Sim. O juiz pode autorizar redução de encargos, parcelamento e readequação de prazos quando comprovada boa-fé e capacidade limitada de pagamento, sempre respeitando a proporcionalidade entre credores.
Durante o processo, o consumidor ainda pode ser cobrado?
O juiz pode determinar a suspensão das cobranças e execuções relacionadas às dívidas incluídas no plano até a homologação da repactuação. Essa medida protege o consumidor de assédio e acúmulo de juros enquanto negocia.
Como é calculado o mínimo existencial?
Não há valor fixo na lei. O cálculo deve considerar moradia, alimentação, saúde, transporte e educação, respeitando o padrão de vida mínimo e a renda comprovada. O juiz avalia cada caso com base em documentos e despesas apresentadas.
Quem pode auxiliar nesse procedimento?
O consumidor pode buscar ajuda na Defensoria Pública, Procon ou com um advogado especializado em direito do consumidor, que auxiliará na elaboração do plano e na coleta de provas para o processo.
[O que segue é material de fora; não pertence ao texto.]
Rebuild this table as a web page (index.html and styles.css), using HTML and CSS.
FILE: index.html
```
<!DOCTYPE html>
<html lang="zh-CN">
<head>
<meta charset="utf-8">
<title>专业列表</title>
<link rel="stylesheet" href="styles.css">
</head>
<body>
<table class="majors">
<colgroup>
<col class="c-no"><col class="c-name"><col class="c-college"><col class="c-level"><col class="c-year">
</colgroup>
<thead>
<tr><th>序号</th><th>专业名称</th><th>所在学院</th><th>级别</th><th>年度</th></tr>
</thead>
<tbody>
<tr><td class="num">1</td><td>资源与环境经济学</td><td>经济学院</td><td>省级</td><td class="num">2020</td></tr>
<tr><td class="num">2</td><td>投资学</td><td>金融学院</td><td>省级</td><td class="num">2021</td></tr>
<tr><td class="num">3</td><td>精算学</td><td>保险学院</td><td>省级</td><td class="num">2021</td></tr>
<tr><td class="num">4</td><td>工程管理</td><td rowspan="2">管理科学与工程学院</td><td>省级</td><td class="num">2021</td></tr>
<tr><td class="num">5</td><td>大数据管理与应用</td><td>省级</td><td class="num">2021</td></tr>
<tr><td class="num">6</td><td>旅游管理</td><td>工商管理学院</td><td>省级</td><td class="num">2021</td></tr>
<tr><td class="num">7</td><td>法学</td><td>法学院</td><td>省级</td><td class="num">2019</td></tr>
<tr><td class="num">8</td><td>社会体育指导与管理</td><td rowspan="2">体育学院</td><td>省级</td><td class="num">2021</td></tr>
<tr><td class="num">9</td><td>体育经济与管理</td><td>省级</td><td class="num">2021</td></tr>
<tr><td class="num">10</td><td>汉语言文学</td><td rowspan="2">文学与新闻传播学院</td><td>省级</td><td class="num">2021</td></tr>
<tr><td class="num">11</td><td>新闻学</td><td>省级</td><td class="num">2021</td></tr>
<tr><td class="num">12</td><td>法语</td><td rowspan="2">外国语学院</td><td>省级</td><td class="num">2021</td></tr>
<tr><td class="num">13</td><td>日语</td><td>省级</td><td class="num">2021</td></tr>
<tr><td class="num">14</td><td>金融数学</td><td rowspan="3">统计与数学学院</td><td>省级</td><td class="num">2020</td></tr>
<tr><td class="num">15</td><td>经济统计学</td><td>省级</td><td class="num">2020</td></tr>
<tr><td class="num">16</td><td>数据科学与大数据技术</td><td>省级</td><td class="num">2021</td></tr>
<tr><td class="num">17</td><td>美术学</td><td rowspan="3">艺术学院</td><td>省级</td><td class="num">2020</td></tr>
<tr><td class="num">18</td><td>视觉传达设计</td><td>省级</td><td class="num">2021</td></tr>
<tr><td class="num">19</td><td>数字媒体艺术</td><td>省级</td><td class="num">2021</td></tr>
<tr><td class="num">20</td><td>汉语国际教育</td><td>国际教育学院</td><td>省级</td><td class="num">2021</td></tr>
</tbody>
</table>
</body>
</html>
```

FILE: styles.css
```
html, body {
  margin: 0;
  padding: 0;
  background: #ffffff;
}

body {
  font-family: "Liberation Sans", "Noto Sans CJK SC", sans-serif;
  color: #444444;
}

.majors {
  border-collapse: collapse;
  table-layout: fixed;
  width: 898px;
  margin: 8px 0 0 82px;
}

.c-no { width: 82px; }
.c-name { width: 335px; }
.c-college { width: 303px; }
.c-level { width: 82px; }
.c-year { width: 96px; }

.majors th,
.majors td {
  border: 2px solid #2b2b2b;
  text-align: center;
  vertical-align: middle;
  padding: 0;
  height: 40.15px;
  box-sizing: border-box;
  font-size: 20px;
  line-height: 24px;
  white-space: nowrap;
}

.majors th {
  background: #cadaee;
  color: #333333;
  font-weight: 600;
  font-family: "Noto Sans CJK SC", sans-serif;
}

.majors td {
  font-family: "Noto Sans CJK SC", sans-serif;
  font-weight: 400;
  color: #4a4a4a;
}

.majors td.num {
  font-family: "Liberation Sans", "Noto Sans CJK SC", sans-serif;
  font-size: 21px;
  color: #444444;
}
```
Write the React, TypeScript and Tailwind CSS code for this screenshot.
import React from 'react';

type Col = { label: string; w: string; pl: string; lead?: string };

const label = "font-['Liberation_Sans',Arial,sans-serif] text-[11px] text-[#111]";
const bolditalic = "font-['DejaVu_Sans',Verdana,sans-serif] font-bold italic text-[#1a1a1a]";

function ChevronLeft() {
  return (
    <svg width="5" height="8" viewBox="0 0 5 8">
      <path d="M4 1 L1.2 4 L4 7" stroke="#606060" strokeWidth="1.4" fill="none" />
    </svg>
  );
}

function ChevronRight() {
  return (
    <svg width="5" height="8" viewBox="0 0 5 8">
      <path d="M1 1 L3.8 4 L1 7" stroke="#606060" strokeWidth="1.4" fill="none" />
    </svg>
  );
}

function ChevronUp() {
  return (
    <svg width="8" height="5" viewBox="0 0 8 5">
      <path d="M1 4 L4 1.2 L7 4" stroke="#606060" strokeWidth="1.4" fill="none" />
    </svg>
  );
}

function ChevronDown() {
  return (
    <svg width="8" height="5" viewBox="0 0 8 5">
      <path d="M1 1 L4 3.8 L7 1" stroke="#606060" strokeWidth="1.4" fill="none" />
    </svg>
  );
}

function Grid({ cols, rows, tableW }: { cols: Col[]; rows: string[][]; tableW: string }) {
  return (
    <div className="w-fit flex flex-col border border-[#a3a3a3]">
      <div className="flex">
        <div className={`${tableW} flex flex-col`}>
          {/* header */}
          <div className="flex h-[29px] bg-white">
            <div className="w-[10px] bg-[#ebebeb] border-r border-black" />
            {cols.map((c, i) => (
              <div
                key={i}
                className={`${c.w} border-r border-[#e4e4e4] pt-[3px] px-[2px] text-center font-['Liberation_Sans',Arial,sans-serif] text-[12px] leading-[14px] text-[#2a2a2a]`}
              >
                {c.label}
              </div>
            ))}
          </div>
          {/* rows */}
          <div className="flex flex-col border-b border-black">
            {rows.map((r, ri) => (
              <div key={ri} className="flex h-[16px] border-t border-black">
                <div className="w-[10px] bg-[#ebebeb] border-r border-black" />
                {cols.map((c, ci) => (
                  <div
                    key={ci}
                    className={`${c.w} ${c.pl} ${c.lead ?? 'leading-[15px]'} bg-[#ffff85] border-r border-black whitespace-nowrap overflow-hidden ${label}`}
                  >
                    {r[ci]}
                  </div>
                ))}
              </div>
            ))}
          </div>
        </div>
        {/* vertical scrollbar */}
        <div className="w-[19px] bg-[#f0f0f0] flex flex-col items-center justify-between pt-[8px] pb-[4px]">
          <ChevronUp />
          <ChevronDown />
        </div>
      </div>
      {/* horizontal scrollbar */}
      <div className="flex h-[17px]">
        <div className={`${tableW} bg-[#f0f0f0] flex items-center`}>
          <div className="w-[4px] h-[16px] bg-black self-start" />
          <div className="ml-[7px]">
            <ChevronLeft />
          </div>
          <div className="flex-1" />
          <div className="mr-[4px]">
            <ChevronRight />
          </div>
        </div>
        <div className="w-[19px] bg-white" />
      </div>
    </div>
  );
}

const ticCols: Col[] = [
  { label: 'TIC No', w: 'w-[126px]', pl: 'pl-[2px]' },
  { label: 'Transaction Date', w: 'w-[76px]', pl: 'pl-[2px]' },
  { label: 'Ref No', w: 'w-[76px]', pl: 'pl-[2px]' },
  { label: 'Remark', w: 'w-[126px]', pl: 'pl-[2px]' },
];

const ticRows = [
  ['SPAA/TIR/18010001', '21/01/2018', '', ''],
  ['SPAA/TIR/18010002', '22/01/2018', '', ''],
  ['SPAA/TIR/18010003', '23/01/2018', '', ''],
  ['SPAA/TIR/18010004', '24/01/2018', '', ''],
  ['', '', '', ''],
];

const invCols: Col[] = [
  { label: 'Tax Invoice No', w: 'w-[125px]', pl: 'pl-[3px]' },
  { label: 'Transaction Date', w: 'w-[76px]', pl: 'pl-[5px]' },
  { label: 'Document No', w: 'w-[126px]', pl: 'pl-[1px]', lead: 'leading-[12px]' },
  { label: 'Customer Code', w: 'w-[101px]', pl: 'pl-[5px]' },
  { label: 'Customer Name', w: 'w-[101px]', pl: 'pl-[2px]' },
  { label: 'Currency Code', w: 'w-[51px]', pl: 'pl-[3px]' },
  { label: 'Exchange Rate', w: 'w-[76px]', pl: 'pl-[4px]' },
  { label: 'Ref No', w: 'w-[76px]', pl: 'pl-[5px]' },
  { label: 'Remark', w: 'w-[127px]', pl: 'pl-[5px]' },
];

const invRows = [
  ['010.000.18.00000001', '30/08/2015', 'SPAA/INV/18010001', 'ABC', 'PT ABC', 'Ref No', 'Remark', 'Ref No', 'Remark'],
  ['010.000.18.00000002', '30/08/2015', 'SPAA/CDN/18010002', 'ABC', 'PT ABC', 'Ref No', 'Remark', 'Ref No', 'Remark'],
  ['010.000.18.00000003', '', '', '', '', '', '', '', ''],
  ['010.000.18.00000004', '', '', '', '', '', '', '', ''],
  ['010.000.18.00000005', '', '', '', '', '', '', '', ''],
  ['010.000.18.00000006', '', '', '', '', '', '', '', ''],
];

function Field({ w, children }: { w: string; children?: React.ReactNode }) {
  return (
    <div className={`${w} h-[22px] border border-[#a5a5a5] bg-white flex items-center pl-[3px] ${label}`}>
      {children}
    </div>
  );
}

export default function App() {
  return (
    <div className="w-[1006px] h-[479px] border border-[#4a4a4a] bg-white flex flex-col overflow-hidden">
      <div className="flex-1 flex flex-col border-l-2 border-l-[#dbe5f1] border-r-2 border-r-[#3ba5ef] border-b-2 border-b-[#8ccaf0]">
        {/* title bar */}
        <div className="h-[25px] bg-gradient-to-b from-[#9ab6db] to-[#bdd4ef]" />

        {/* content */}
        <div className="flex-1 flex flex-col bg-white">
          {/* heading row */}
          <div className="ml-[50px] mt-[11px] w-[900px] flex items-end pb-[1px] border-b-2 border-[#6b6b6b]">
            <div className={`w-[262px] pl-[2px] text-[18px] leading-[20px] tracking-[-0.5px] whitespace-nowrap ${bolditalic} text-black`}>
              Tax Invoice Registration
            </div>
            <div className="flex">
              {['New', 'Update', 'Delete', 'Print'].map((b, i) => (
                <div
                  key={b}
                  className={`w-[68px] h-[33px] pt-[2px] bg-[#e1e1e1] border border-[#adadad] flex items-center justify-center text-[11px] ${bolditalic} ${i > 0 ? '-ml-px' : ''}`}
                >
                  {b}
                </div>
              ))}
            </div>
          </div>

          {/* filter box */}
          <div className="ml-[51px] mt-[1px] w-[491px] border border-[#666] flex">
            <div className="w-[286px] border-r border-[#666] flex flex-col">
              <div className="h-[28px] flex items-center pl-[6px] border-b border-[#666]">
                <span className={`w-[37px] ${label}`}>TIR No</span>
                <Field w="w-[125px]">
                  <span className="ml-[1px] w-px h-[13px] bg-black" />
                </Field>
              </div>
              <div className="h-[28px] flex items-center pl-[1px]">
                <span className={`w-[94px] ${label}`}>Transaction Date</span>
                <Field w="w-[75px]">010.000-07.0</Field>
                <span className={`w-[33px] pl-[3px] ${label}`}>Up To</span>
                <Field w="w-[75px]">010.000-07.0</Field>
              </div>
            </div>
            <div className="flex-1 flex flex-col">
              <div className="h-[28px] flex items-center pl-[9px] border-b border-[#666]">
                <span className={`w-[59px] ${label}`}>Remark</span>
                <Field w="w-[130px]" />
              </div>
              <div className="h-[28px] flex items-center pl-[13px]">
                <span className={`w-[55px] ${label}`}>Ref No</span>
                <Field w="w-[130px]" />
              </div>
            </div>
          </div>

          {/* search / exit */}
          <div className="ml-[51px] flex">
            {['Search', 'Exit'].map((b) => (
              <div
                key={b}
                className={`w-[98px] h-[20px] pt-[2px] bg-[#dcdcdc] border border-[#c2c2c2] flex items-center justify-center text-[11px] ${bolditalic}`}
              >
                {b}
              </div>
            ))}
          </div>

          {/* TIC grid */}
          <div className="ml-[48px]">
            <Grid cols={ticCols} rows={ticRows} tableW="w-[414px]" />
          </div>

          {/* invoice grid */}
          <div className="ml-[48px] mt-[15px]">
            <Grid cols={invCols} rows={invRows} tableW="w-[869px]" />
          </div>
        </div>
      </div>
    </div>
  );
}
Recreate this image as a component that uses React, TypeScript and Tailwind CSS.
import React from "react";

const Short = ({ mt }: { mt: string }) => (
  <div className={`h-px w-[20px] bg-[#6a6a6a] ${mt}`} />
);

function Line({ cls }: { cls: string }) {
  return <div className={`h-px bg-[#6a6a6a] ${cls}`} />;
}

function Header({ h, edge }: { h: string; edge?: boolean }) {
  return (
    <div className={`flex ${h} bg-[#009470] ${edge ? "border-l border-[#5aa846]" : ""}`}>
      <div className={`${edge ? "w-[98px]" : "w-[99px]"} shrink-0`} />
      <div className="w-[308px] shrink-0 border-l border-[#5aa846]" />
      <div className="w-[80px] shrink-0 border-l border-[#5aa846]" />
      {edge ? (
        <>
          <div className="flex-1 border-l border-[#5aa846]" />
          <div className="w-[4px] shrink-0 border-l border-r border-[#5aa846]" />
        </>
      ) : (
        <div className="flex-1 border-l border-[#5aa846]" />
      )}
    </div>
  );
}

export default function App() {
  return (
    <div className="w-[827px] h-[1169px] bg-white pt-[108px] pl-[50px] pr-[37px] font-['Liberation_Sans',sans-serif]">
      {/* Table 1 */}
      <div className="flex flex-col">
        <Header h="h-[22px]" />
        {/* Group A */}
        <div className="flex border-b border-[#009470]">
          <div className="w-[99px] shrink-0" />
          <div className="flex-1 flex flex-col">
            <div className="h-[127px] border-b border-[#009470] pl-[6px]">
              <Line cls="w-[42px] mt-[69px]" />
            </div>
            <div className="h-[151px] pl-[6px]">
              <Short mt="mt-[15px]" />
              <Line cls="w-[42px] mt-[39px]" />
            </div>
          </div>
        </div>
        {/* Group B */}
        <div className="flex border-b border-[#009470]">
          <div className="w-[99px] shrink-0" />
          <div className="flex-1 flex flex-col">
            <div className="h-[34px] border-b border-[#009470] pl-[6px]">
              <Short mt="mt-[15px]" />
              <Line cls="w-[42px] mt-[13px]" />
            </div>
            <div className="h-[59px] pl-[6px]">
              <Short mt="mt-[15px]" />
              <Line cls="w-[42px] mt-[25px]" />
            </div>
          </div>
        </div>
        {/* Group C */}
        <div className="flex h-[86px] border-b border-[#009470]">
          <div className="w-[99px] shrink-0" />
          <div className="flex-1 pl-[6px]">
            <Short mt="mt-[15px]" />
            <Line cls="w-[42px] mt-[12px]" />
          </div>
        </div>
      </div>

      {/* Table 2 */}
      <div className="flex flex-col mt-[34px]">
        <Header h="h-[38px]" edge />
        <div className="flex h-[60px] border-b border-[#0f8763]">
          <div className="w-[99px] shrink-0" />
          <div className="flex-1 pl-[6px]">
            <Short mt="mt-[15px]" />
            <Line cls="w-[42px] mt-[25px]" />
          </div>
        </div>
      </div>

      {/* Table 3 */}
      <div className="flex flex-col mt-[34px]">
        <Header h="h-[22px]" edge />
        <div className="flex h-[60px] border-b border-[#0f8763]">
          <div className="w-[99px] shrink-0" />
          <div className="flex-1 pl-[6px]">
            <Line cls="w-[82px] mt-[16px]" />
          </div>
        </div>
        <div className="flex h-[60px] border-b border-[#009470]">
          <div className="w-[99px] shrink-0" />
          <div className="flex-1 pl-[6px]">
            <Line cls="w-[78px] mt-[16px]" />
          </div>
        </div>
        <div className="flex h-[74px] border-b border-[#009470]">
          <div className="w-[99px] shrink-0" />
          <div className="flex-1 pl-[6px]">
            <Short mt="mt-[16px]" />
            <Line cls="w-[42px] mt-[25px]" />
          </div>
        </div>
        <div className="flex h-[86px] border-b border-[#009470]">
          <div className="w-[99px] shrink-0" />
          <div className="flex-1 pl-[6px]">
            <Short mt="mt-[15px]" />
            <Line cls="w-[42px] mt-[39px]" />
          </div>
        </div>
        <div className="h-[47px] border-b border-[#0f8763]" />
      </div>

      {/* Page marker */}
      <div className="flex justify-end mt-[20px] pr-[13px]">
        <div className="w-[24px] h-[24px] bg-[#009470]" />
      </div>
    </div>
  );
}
Base técnica (fontes legais)
- Lei nº 14.181/2021 — dispõe sobre a prevenção e tratamento do superendividamento do consumidor.
- Código de Defesa do Consumidor — arts. 4º, 6º, 39, 51, 54-A a 54-G e 104-A/B.
- Lei nº 11.101/2005 — aplicável exclusivamente a empresários e sociedades empresárias.
- CPC/2015 — regula o procedimento e execução civil, sem prever falência civil de pessoa física.
Aviso importante
Este material tem caráter informativo e visa explicar os mecanismos legais existentes para pessoas físicas superendividadas. Embora baseado em leis e decisões atuais, não substitui a consulta a um(a) advogado(a) ou Defensoria Pública. Cada caso exige análise individualizada de documentos, rendimentos e negociações, pois as soluções judiciais dependem da situação concreta do consumidor.